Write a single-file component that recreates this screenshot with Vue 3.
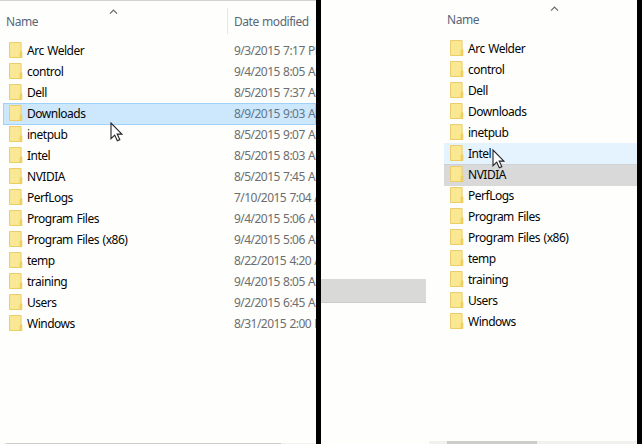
<script setup>
const files = [
  { name: 'Arc Welder', date: '9/3/2015 7:17 PM' },
  { name: 'control', date: '9/4/2015 8:05 AM' },
  { name: 'Dell', date: '8/5/2015 7:37 AM' },
  { name: 'Downloads', date: '8/9/2015 9:03 AM' },
  { name: 'inetpub', date: '8/5/2015 9:07 AM' },
  { name: 'Intel', date: '8/5/2015 8:03 AM' },
  { name: 'NVIDIA', date: '8/5/2015 7:45 AM' },
  { name: 'PerfLogs', date: '7/10/2015 7:04 AM' },
  { name: 'Program Files', date: '9/4/2015 5:06 AM' },
  { name: 'Program Files (x86)', date: '9/4/2015 5:06 AM' },
  { name: 'temp', date: '8/22/2015 4:20 AM' },
  { name: 'training', date: '9/4/2015 8:05 AM' },
  { name: 'Users', date: '9/2/2015 6:45 AM' },
  { name: 'Windows', date: '8/31/2015 2:00 PM' },
]
const panes = [
  { id: 'left', dates: true, states: { Downloads: 'selected' } },
  { id: 'right', dates: false, states: { Intel: 'hover', NVIDIA: 'inactive' } },
]
</script>

<template>
  <main class="screen">
    <section v-for="pane in panes" :key="pane.id" class="pane" :class="pane.id">
      <aside v-if="pane.id === 'right'" class="tree"><div class="tree-item"></div></aside>
      <div class="listing">
        <header class="head">
          <span class="name-head">Name</span>
          <span v-if="pane.dates" class="date-head">Date modified</span>
          <svg class="sort" width="9" height="6" viewBox="0 0 9 6"><path d="M1 4.7 4.5 1.2 8 4.7" fill="none" stroke="#66696b" stroke-width="1.2" /></svg>
        </header>
        <div v-for="file in files" :key="file.name" class="row" :class="pane.states[file.name]">
          <svg class="folder" width="14" height="17" viewBox="0 0 14 17">
            <path d="M.5.5h11.6v15H.5z" fill="#fae792" stroke="#ebcd70" />
            <path d="M3.5 2v12M7.5 2v12" stroke="#fbe99a" />
            <path d="M11.2 15.6v-5l.8-.8h.8v5.8z" fill="#fbe282" stroke="#e9c954" />
            <path d="M1 15.5h12" stroke="#eace61" />
          </svg>
          <span class="name">{{ file.name }}</span>
          <span v-if="pane.dates" class="date">{{ file.date }}</span>
        </div>
        <div class="scroll"><div class="thumb"></div></div>
      </div>
      <svg class="cursor" width="13" height="20" viewBox="0 0 13 20"><path d="M1 1v15.6l3.7-3.5 2.6 5.6 2.5-1.1-2.6-5.5h4.7z" fill="#fff" stroke="#222226" stroke-width="1.1" /></svg>
    </section>
  </main>
</template>

<style>
body { margin: 0; background: #000; }
</style>

<style scoped>
.screen { display: flex; gap: 5px; width: 642px; height: 444px; overflow: hidden; background: #000; font: 12px/21px "Noto Sans", "Open Sans", sans-serif; color: #050505; }
.pane { position: relative; display: flex; width: 316px; height: 444px; overflow: hidden; background: #fefffc; }
.tree { width: 105px; margin-right: 18px; padding-top: 279px; flex: none; }
.tree-item { height: 23px; background: #d9dad7; border-bottom: 1px solid #cbccca; }
.listing { display: flex; flex-direction: column; flex: 1; min-width: 0; position: relative; }
.left .listing { padding-left: 3px; border-top: 1px solid #d2d3d0; }
.head { display: flex; flex: none; position: relative; box-sizing: border-box; color: #56657b; }
.left .head { height: 39px; padding: 10px 0 0 3px; }
.right .head { height: 38px; padding: 9px 0 0 3px; }
.name-head { width: 221px; letter-spacing: -.4px; }
.date-head { box-sizing: border-box; height: 26px; margin-top: -3px; padding: 3px 0 0 6px; border-left: 1px solid #e5e6e7; white-space: nowrap; color: #5c6775; letter-spacing: -.48px; word-spacing: .8px; }
.sort { position: absolute; left: 106px; top: 8px; }
.right .sort { top: 6px; }
.row { display: flex; align-items: flex-start; box-sizing: border-box; height: 22px; margin-bottom: -1px; flex: none; padding-left: 6px; white-space: nowrap; }
.folder { margin: 2px 4px 0 0; flex: none; }
.name { width: 207px; flex: none; letter-spacing: -.49px; word-spacing: 1px; }
.date { color: #6d6d70; letter-spacing: -.53px; word-spacing: .6px; }
.selected { background: #cde8fd; box-shadow: inset 0 0 0 1px #9fd1fb; }
.selected .date { color: #60758b; }
.hover { background: #e5f3fe; }
.inactive { background: #d9d9d9; box-shadow: inset 0 1px #cfd1d2; }
.scroll { margin-top: auto; flex: none; background: #f1f1f0; }
.left .scroll { height: 1px; }
.right .scroll { height: 3px; margin-left: -15px; }
.thumb { height: 100%; background: #cdcdcb; }
.left .thumb { width: 275px; margin-left: 3px; }
.right .thumb { width: 90px; margin-left: 18px; }
.cursor { position: absolute; left: 110px; top: 122px; }
.right .cursor { left: 171px; top: 149px; }
</style>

===============

**GIVEN TASK**
Write out the listing above again, exactly, but with no pictures in the copy.

**TASK OUTPUT**
Write a single-file component that recreates this screenshot with Vue 3.
<script setup>
const files = [
  { name: 'Arc Welder', date: '9/3/2015 7:17 PM' },
  { name: 'control', date: '9/4/2015 8:05 AM' },
  { name: 'Dell', date: '8/5/2015 7:37 AM' },
  { name: 'Downloads', date: '8/9/2015 9:03 AM' },
  { name: 'inetpub', date: '8/5/2015 9:07 AM' },
  { name: 'Intel', date: '8/5/2015 8:03 AM' },
  { name: 'NVIDIA', date: '8/5/2015 7:45 AM' },
  { name: 'PerfLogs', date: '7/10/2015 7:04 AM' },
  { name: 'Program Files', date: '9/4/2015 5:06 AM' },
  { name: 'Program Files (x86)', date: '9/4/2015 5:06 AM' },
  { name: 'temp', date: '8/22/2015 4:20 AM' },
  { name: 'training', date: '9/4/2015 8:05 AM' },
  { name: 'Users', date: '9/2/2015 6:45 AM' },
  { name: 'Windows', date: '8/31/2015 2:00 PM' },
]
const panes = [
  { id: 'left', dates: true, states: { Downloads: 'selected' } },
  { id: 'right', dates: false, states: { Intel: 'hover', NVIDIA: 'inactive' } },
]
</script>

<template>
  <main class="screen">
    <section v-for="pane in panes" :key="pane.id" class="pane" :class="pane.id">
      <aside v-if="pane.id === 'right'" class="tree"><div class="tree-item"></div></aside>
      <div class="listing">
        <header class="head">
          <span class="name-head">Name</span>
          <span v-if="pane.dates" class="date-head">Date modified</span>
          <svg class="sort" width="9" height="6" viewBox="0 0 9 6"><path d="M1 4.7 4.5 1.2 8 4.7" fill="none" stroke="#66696b" stroke-width="1.2" /></svg>
        </header>
        <div v-for="file in files" :key="file.name" class="row" :class="pane.states[file.name]">
          <svg class="folder" width="14" height="17" viewBox="0 0 14 17">
            <path d="M.5.5h11.6v15H.5z" fill="#fae792" stroke="#ebcd70" />
            <path d="M3.5 2v12M7.5 2v12" stroke="#fbe99a" />
            <path d="M11.2 15.6v-5l.8-.8h.8v5.8z" fill="#fbe282" stroke="#e9c954" />
            <path d="M1 15.5h12" stroke="#eace61" />
          </svg>
          <span class="name">{{ file.name }}</span>
          <span v-if="pane.dates" class="date">{{ file.date }}</span>
        </div>
        <div class="scroll"><div class="thumb"></div></div>
      </div>
      <svg class="cursor" width="13" height="20" viewBox="0 0 13 20"><path d="M1 1v15.6l3.7-3.5 2.6 5.6 2.5-1.1-2.6-5.5h4.7z" fill="#fff" stroke="#222226" stroke-width="1.1" /></svg>
    </section>
  </main>
</template>

<style>
body { margin: 0; background: #000; }
</style>

<style scoped>
.screen { display: flex; gap: 5px; width: 642px; height: 444px; overflow: hidden; background: #000; font: 12px/21px "Noto Sans", "Open Sans", sans-serif; color: #050505; }
.pane { position: relative; display: flex; width: 316px; height: 444px; overflow: hidden; background: #fefffc; }
.tree { width: 105px; margin-right: 18px; padding-top: 279px; flex: none; }
.tree-item { height: 23px; background: #d9dad7; border-bottom: 1px solid #cbccca; }
.listing { display: flex; flex-direction: column; flex: 1; min-width: 0; position: relative; }
.left .listing { padding-left: 3px; border-top: 1px solid #d2d3d0; }
.head { display: flex; flex: none; position: relative; box-sizing: border-box; color: #56657b; }
.left .head { height: 39px; padding: 10px 0 0 3px; }
.right .head { height: 38px; padding: 9px 0 0 3px; }
.name-head { width: 221px; letter-spacing: -.4px; }
.date-head { box-sizing: border-box; height: 26px; margin-top: -3px; padding: 3px 0 0 6px; border-left: 1px solid #e5e6e7; white-space: nowrap; color: #5c6775; letter-spacing: -.48px; word-spacing: .8px; }
.sort { position: absolute; left: 106px; top: 8px; }
.right .sort { top: 6px; }
.row { display: flex; align-items: flex-start; box-sizing: border-box; height: 22px; margin-bottom: -1px; flex: none; padding-left: 6px; white-space: nowrap; }
.folder { margin: 2px 4px 0 0; flex: none; }
.name { width: 207px; flex: none; letter-spacing: -.49px; word-spacing: 1px; }
.date { color: #6d6d70; letter-spacing: -.53px; word-spacing: .6px; }
.selected { background: #cde8fd; box-shadow: inset 0 0 0 1px #9fd1fb; }
.selected .date { color: #60758b; }
.hover { background: #e5f3fe; }
.inactive { background: #d9d9d9; box-shadow: inset 0 1px #cfd1d2; }
.scroll { margin-top: auto; flex: none; background: #f1f1f0; }
.left .scroll { height: 1px; }
.right .scroll { height: 3px; margin-left: -15px; }
.thumb { height: 100%; background: #cdcdcb; }
.left .thumb { width: 275px; margin-left: 3px; }
.right .thumb { width: 90px; margin-left: 18px; }
.cursor { position: absolute; left: 110px; top: 122px; }
.right .cursor { left: 171px; top: 149px; }
</style>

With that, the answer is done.